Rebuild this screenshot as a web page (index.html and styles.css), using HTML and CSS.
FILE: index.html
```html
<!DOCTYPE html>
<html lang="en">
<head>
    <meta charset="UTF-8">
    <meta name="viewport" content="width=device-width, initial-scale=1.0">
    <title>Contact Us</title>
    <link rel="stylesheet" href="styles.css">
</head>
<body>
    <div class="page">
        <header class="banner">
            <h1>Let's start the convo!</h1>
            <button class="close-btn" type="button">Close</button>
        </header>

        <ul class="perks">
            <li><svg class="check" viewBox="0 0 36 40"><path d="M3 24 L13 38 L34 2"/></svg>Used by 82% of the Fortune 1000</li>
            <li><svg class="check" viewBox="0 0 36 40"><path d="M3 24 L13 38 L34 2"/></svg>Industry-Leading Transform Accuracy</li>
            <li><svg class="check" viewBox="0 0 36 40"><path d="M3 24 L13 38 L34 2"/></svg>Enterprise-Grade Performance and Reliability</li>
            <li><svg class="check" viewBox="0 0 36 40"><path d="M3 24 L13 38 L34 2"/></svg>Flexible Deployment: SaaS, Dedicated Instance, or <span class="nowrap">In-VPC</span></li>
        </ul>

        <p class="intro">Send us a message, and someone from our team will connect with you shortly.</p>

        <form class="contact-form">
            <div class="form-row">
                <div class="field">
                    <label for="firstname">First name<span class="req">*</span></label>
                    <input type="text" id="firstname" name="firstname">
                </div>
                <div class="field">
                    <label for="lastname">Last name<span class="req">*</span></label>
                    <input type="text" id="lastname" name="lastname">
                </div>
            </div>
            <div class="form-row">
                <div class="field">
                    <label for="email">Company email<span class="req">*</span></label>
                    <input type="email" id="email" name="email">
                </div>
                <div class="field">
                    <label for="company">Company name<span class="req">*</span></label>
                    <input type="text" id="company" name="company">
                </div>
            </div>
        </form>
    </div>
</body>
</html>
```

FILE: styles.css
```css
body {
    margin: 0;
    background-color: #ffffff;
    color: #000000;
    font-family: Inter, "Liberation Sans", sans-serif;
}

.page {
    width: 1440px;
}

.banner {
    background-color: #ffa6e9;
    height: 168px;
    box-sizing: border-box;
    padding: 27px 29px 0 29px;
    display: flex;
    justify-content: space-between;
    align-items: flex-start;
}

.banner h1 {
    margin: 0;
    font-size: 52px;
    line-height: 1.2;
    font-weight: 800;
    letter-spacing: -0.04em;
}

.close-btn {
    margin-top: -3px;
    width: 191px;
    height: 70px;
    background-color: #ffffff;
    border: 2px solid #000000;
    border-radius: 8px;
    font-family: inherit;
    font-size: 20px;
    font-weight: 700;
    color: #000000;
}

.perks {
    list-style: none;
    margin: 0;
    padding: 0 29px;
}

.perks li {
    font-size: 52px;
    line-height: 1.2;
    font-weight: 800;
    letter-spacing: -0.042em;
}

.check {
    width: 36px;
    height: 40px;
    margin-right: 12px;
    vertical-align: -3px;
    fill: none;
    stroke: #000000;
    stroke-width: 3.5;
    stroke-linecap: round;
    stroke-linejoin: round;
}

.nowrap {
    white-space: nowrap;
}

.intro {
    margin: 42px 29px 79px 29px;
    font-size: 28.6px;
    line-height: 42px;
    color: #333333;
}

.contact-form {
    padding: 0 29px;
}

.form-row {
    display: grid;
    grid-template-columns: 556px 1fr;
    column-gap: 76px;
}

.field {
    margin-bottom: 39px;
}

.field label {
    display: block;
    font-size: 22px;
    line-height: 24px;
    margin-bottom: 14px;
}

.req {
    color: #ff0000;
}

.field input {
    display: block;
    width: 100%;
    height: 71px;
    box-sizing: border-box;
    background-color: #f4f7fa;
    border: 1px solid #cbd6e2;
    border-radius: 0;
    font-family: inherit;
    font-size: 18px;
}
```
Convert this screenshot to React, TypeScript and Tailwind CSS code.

Given task >> Every record should be repeated exactly; please leave none out.

Task answer >>
Rebuild this screenshot as a web page (index.html and styles.css), using HTML and CSS.
FILE: index.html
```html
<!DOCTYPE html>
<html lang="en">
<head>
    <meta charset="UTF-8">
    <meta name="viewport" content="width=device-width, initial-scale=1.0">
    <title>Contact Us</title>
    <link rel="stylesheet" href="styles.css">
</head>
<body>
    <div class="page">
        <header class="banner">
            <h1>Let's start the convo!</h1>
            <button class="close-btn" type="button">Close</button>
        </header>

        <ul class="perks">
            <li><svg class="check" viewBox="0 0 36 40"><path d="M3 24 L13 38 L34 2"/></svg>Used by 82% of the Fortune 1000</li>
            <li><svg class="check" viewBox="0 0 36 40"><path d="M3 24 L13 38 L34 2"/></svg>Industry-Leading Transform Accuracy</li>
            <li><svg class="check" viewBox="0 0 36 40"><path d="M3 24 L13 38 L34 2"/></svg>Enterprise-Grade Performance and Reliability</li>
            <li><svg class="check" viewBox="0 0 36 40"><path d="M3 24 L13 38 L34 2"/></svg>Flexible Deployment: SaaS, Dedicated Instance, or <span class="nowrap">In-VPC</span></li>
        </ul>

        <p class="intro">Send us a message, and someone from our team will connect with you shortly.</p>

        <form class="contact-form">
            <div class="form-row">
                <div class="field">
                    <label for="firstname">First name<span class="req">*</span></label>
                    <input type="text" id="firstname" name="firstname">
                </div>
                <div class="field">
                    <label for="lastname">Last name<span class="req">*</span></label>
                    <input type="text" id="lastname" name="lastname">
                </div>
            </div>
            <div class="form-row">
                <div class="field">
                    <label for="email">Company email<span class="req">*</span></label>
                    <input type="email" id="email" name="email">
                </div>
                <div class="field">
                    <label for="company">Company name<span class="req">*</span></label>
                    <input type="text" id="company" name="company">
                </div>
            </div>
        </form>
    </div>
</body>
</html>
```

FILE: styles.css
```css
body {
    margin: 0;
    background-color: #ffffff;
    color: #000000;
    font-family: Inter, "Liberation Sans", sans-serif;
}

.page {
    width: 1440px;
}

.banner {
    background-color: #ffa6e9;
    height: 168px;
    box-sizing: border-box;
    padding: 27px 29px 0 29px;
    display: flex;
    justify-content: space-between;
    align-items: flex-start;
}

.banner h1 {
    margin: 0;
    font-size: 52px;
    line-height: 1.2;
    font-weight: 800;
    letter-spacing: -0.04em;
}

.close-btn {
    margin-top: -3px;
    width: 191px;
    height: 70px;
    background-color: #ffffff;
    border: 2px solid #000000;
    border-radius: 8px;
    font-family: inherit;
    font-size: 20px;
    font-weight: 700;
    color: #000000;
}

.perks {
    list-style: none;
    margin: 0;
    padding: 0 29px;
}

.perks li {
    font-size: 52px;
    line-height: 1.2;
    font-weight: 800;
    letter-spacing: -0.042em;
}

.check {
    width: 36px;
    height: 40px;
    margin-right: 12px;
    vertical-align: -3px;
    fill: none;
    stroke: #000000;
    stroke-width: 3.5;
    stroke-linecap: round;
    stroke-linejoin: round;
}

.nowrap {
    white-space: nowrap;
}

.intro {
    margin: 42px 29px 79px 29px;
    font-size: 28.6px;
    line-height: 42px;
    color: #333333;
}

.contact-form {
    padding: 0 29px;
}

.form-row {
    display: grid;
    grid-template-columns: 556px 1fr;
    column-gap: 76px;
}

.field {
    margin-bottom: 39px;
}

.field label {
    display: block;
    font-size: 22px;
    line-height: 24px;
    margin-bottom: 14px;
}

.req {
    color: #ff0000;
}

.field input {
    display: block;
    width: 100%;
    height: 71px;
    box-sizing: border-box;
    background-color: #f4f7fa;
    border: 1px solid #cbd6e2;
    border-radius: 0;
    font-family: inherit;
    font-size: 18px;
}
```
Convert this screenshot to React, TypeScript and Tailwind CSS code.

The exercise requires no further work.